Scan the lines below; pull out those with "this".

══════════════════════════════

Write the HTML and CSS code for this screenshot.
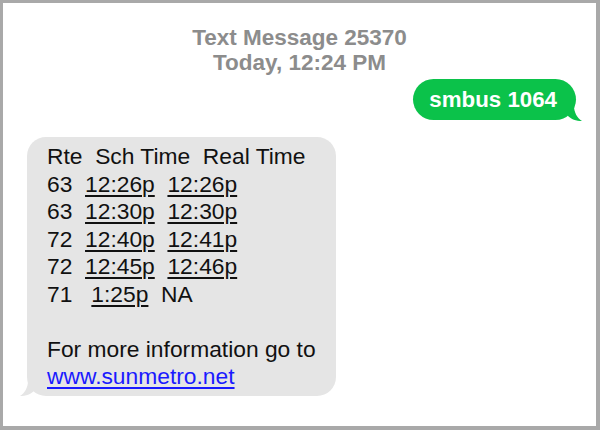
FILE: index.html
```html
<!DOCTYPE html>
<html>
<head>
<meta charset="utf-8">
<link rel="stylesheet" href="styles.css">
</head>
<body>
<div class="frame">
  <div class="header">
    <div>Text Message 25370</div>
    <div>Today, 12:24 PM</div>
  </div>
  <div class="row-out">
    <div class="bubble out">smbus 1064
      <svg class="tail tail-out" width="16" height="16" viewBox="0 0 16 16"><path d="M0 0 L6 0 C6 6 9 12 14 15 C8 15 3 13 0 10 Z" fill="#0bc24a"/></svg>
    </div>
  </div>
  <div class="row-in">
    <div class="bubble in"><div class="line">Rte  Sch Time  Real Time</div><div class="line">63  <u>12:26p</u>  <u>12:26p</u></div><div class="line">63  <u>12:30p</u>  <u>12:30p</u></div><div class="line">72  <u>12:40p</u>  <u>12:41p</u></div><div class="line">72  <u>12:45p</u>  <u>12:46p</u></div><div class="line">71   <u>1:25p</u>  NA</div><div class="line"> </div><div class="line">For more information go to</div><div class="line"><a class="link" href="#">www.sunmetro.net</a></div>
      <svg class="tail tail-in" width="16" height="16" viewBox="0 0 16 16"><path d="M16 0 L10 0 C10 6 7 12 2 15 C8 15 13 13 16 10 Z" fill="#e5e5e5"/></svg>
    </div>
  </div>
</div>
</body>
</html>
```

FILE: styles.css
```css
html, body {
  margin: 0;
  padding: 0;
  background: #ffffff;
}
.frame {
  box-sizing: border-box;
  width: 600px;
  height: 430px;
  border-style: solid;
  border-color: #a9a9a9;
  border-width: 3px 4px 4px 3px;
  font-family: "Liberation Sans", Arial, sans-serif;
  background: #ffffff;
}
.header {
  padding-top: 22px;
  text-align: center;
  color: #8c8c8c;
  font-weight: bold;
  font-size: 22.5px;
  line-height: 25px;
}
.row-out {
  display: flex;
  justify-content: flex-end;
  padding-right: 20px;
  margin-top: 4px;
}
.bubble {
  position: relative;
}
.out {
  background: #0bc24a;
  color: #ffffff;
  font-weight: bold;
  font-size: 22.3px;
  height: 41px;
  line-height: 41px;
  padding: 0 19px 0 16px;
  border-radius: 21px;
}
.tail {
  position: absolute;
  bottom: -2px;
}
.tail-out {
  right: -8px;
}
.row-in {
  display: flex;
  padding-left: 24px;
  margin-top: 17px;
}
.in {
  background: #e5e5e5;
  color: #111111;
  font-size: 22.8px;
  line-height: 27.5px;
  width: 309px;
  box-sizing: border-box;
  padding: 6px 10px 5px 20px;
  border-radius: 19px;
}
.line {
  white-space: pre;
  height: 27.5px;
}
.line u {
  text-decoration-thickness: 1.5px;
  text-underline-offset: 3px;
}
.link {
  color: #1a1aff;
  text-decoration: underline;
  text-decoration-thickness: 1.5px;
  text-underline-offset: 3px;
}
.tail-in {
  left: -9px;
  bottom: -1px;
}
```
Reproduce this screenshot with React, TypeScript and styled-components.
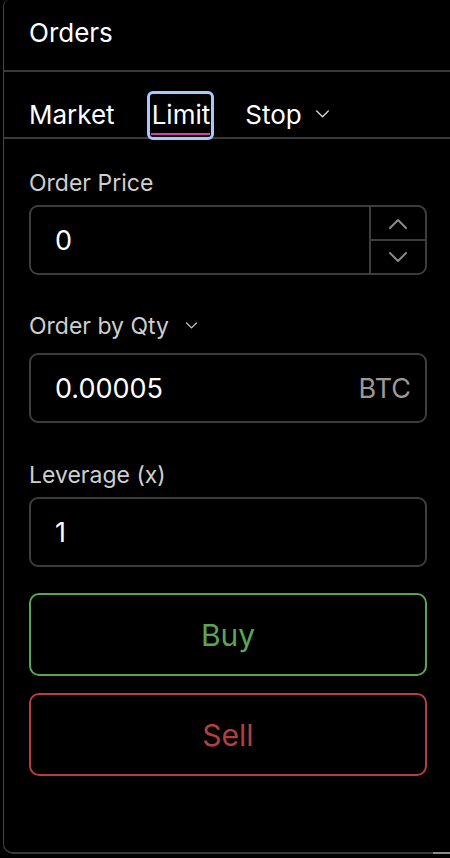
import React from "react";
import styled, { createGlobalStyle } from "styled-components";

const Global = createGlobalStyle`
  html, body { margin: 0; padding: 0; background: #000; }
  body { font-family: Inter, "Noto Sans", "Liberation Sans", sans-serif; color: #fff; }
  * { box-sizing: border-box; }
`;

const Page = styled.div`
  width: 450px;
  height: 858px;
  padding: 0 0 4px 3px;
  background: #000;
  overflow: hidden;
`;

const Panel = styled.section`
  height: 100%;
  border-left: 1px solid #444;
  border-bottom: 2px solid #3a3a3a;
  border-bottom-left-radius: 10px;
  border-top-left-radius: 6px;
  display: flex;
  flex-direction: column;
  position: relative;
`;

const Header = styled.header`
  height: 72px;
  flex-shrink: 0;
  padding: 17px 0 0 25px;
  font-size: 26px;
  line-height: 32px;
  font-weight: 400;
  border-bottom: 2px solid #3a3a3a;
`;

const Tabs = styled.nav`
  height: 67px;
  flex-shrink: 0;
  display: flex;
  align-items: flex-end;
  gap: 35px;
  padding: 0 0 0 25px;
  border-bottom: 2px solid #3a3a3a;
`;

const Tab = styled.button<{ $active?: boolean }>`
  background: none;
  border: none;
  color: #fff;
  font-family: inherit;
  font-size: 26px;
  line-height: 31px;
  font-weight: 400;
  padding: 0 0 7px;
  display: flex;
  align-items: center;
  gap: 14px;
  position: relative;
  cursor: pointer;
  ${(p) =>
    p.$active &&
    `
    margin-left: 2px;
    &::before {
      content: "";
      position: absolute;
      left: -5px; right: -4px; top: -8px; bottom: -3px;
      border: 3px solid #a6c8ff;
      border-radius: 6px;
    }
    &::after {
      content: "";
      position: absolute;
      left: -1px; right: 0; bottom: 2px;
      height: 2px;
      background: #d4409f;
    }
  `}
`;

const Form = styled.div`
  padding: 31px 23px 0 25px;
  display: flex;
  flex-direction: column;
`;

const Label = styled.div<{ $top?: number; $bottom?: number }>`
  font-size: 23px;
  line-height: 26px;
  color: #cfcfcf;
  display: flex;
  align-items: center;
  gap: 17px;
  margin-top: ${(p) => p.$top ?? 0}px;
  margin-bottom: ${(p) => p.$bottom ?? 9}px;
`;

const Field = styled.div`
  height: 70px;
  border: 2px solid #3d3d3d;
  border-radius: 9px;
  display: flex;
  align-items: stretch;
`;

const Value = styled.div`
  flex: 1;
  display: flex;
  align-items: center;
  padding-left: 24px;
  font-size: 27px;
  color: #fff;
`;

const Unit = styled.div`
  display: flex;
  align-items: center;
  padding-right: 14px;
  font-size: 27px;
  color: #9a9a9a;
`;

const Stepper = styled.div`
  width: 56px;
  border-left: 2px solid #3d3d3d;
  display: flex;
  flex-direction: column;
`;

const Step = styled.div<{ $top?: boolean }>`
  flex: 1;
  display: flex;
  align-items: center;
  justify-content: center;
  ${(p) => (p.$top ? "border-bottom: 2px solid #3d3d3d;" : "")}
`;

const Actions = styled.div`
  margin-top: 26px;
  display: flex;
  flex-direction: column;
  gap: 17px;
`;

const ActionButton = styled.button<{ $color: string }>`
  height: 83px;
  border: 2px solid ${(p) => p.$color};
  border-radius: 10px;
  background: transparent;
  color: ${(p) => p.$color};
  font-family: inherit;
  font-size: 30px;
  display: flex;
  align-items: center;
  justify-content: center;
`;

const Handle = styled.div`
  position: absolute;
  right: 0;
  bottom: -2px;
  width: 17px;
  height: 2px;
  background: #8a8a8a;
`;

const Chevron = ({ up, size = 18, color = "#8a8a8a" }: { up?: boolean; size?: number; color?: string }) => (
  <svg width={size} height={size / 2 + 2} viewBox="0 0 18 11" fill="none">
    <path
      d={up ? "M1 10 L9 2 L17 10" : "M1 1 L9 9 L17 1"}
      stroke={color}
      strokeWidth="2"
      strokeLinecap="round"
      strokeLinejoin="round"
    />
  </svg>
);

export default function App() {
  return (
    <Page>
      <Global />
      <Panel>
        <Header>Orders</Header>
        <Tabs>
          <Tab>Market</Tab>
          <Tab $active>Limit</Tab>
          <Tab>
            Stop <Chevron size={13} color="#d0d0d0" />
          </Tab>
        </Tabs>
        <Form>
          <Label>Order Price</Label>
          <Field>
            <Value>0</Value>
            <Stepper>
              <Step $top>
                <Chevron up />
              </Step>
              <Step>
                <Chevron />
              </Step>
            </Stepper>
          </Field>
          <Label $top={38} $bottom={14}>
            Order by Qty <Chevron size={11} color="#c8c8c8" />
          </Label>
          <Field>
            <Value>0.00005</Value>
            <Unit>BTC</Unit>
          </Field>
          <Label $top={39}>Leverage (x)</Label>
          <Field>
            <Value>1</Value>
          </Field>
          <Actions>
            <ActionButton $color="#5aa555">Buy</ActionButton>
            <ActionButton $color="#b3403f">Sell</ActionButton>
          </Actions>
        </Form>
        <Handle />
      </Panel>
    </Page>
  );
}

══════════════════════════════

* **Answer in full**
Write the HTML and CSS code for this screenshot.
Reproduce this screenshot with React, TypeScript and styled-components.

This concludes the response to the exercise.